Monday, April 26, 2010

What a Shame

Suffice to say, I've been lax in blogging pretty much this entire year.
What do you think that says about me? That I'm lazy? Yes. That I lack discipline? Yes.
Lucky for us, Margaret Mitchell didn't suffer from those same maladies, otherwise she never would have written that weekly column for the Atlanta Journal. Oh yeah, and that little book she eventually penned...the one about Scarlett and all of her shenanigans.
Did you know, by the way, that Margaret's first marriage ended because she found out that her husband was a bootlegger who enjoyed a little too much of his own product? Unlike Rhett, the sauce apparently rendered her husband mean and nasty. Rhett just became more fun when he drank. Anyhoo, she ditched the bum and then she married his best friend, John Marsh...the one who had been the best man at their wedding.
 Gone With the Wind was published in 1936 when Margaret Mitchell was thirty-six years old. As far as anyone knows, she didn't write anything after that. She was hit by a car only thirteen years later. I blame John Marsh for that. If he had been more like Rhett Butler, a true gentleman, he would have taken her hand and made sure it was clear before they stepped off that curb into the path of the car that killed her. And why was she the only one who got hit? Where was Johnny boy when it happened? Certainly not walking beside his wife. Scarlett O'Hara's disenchantment in the ability of the men in her life to actually take care of her may have been an eerie foreshadowing of the author's own demise.

Monday, April 12, 2010

A Girl Can Dream

Aaaaahhhh.

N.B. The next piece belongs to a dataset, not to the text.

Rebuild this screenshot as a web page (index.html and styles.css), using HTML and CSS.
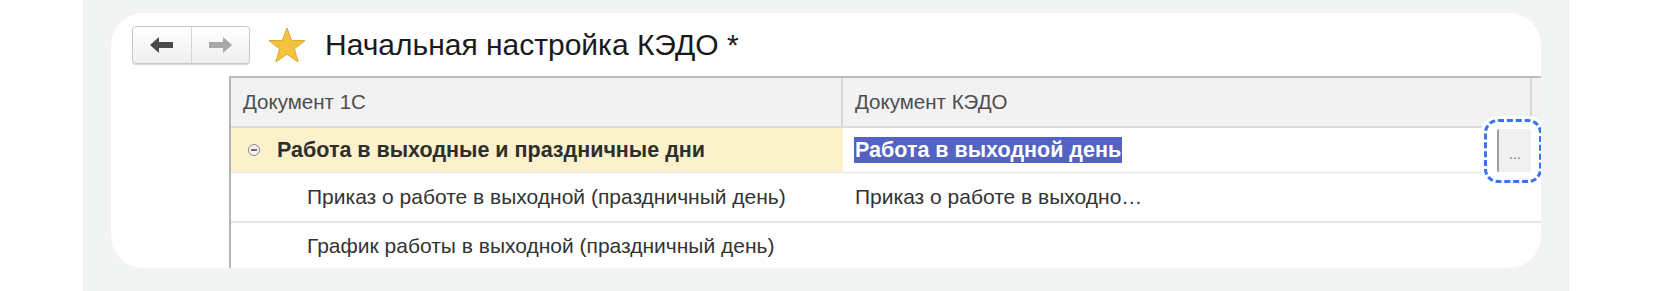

Springtime. It's so nice when everything comes alive. Maybe not so much for the hay fever sufferers, but for the rest of us, the fragrant, color-filled blooms give us a renewed spirit. The world looks different, in a good way.
It also sounds different...in a bad way. Weed-eaters. Lawn mowers. Every second of every frickin' day, some neighbor somewhere has to be doing yardwork. It's the great spoiler. A perfectly pleasant morning with the windows open - and all I can hear is that familiar, abrasive noise. And those lawn service people with their big-ass mowers...they're really, really LOUD!
On Saturday, PhillyTwo and I were sitting in the backyard soaking up some sunshine, enjoying a pleasant conversation, when some motherfucking neighbor decided it was the perfect time to break out the weed eater. We could barely hear each other over the noise. I fantasized about walking over and putting a gun to the man's head. "Put that damned thing away and you'll live to see tomorrow," I'd demand through clenched teeth. But I knew I was just channeling the Sopranos. I don't even own a gun.

Update 10:30 a.m.: OMG! Today the noise is coming from my own yard!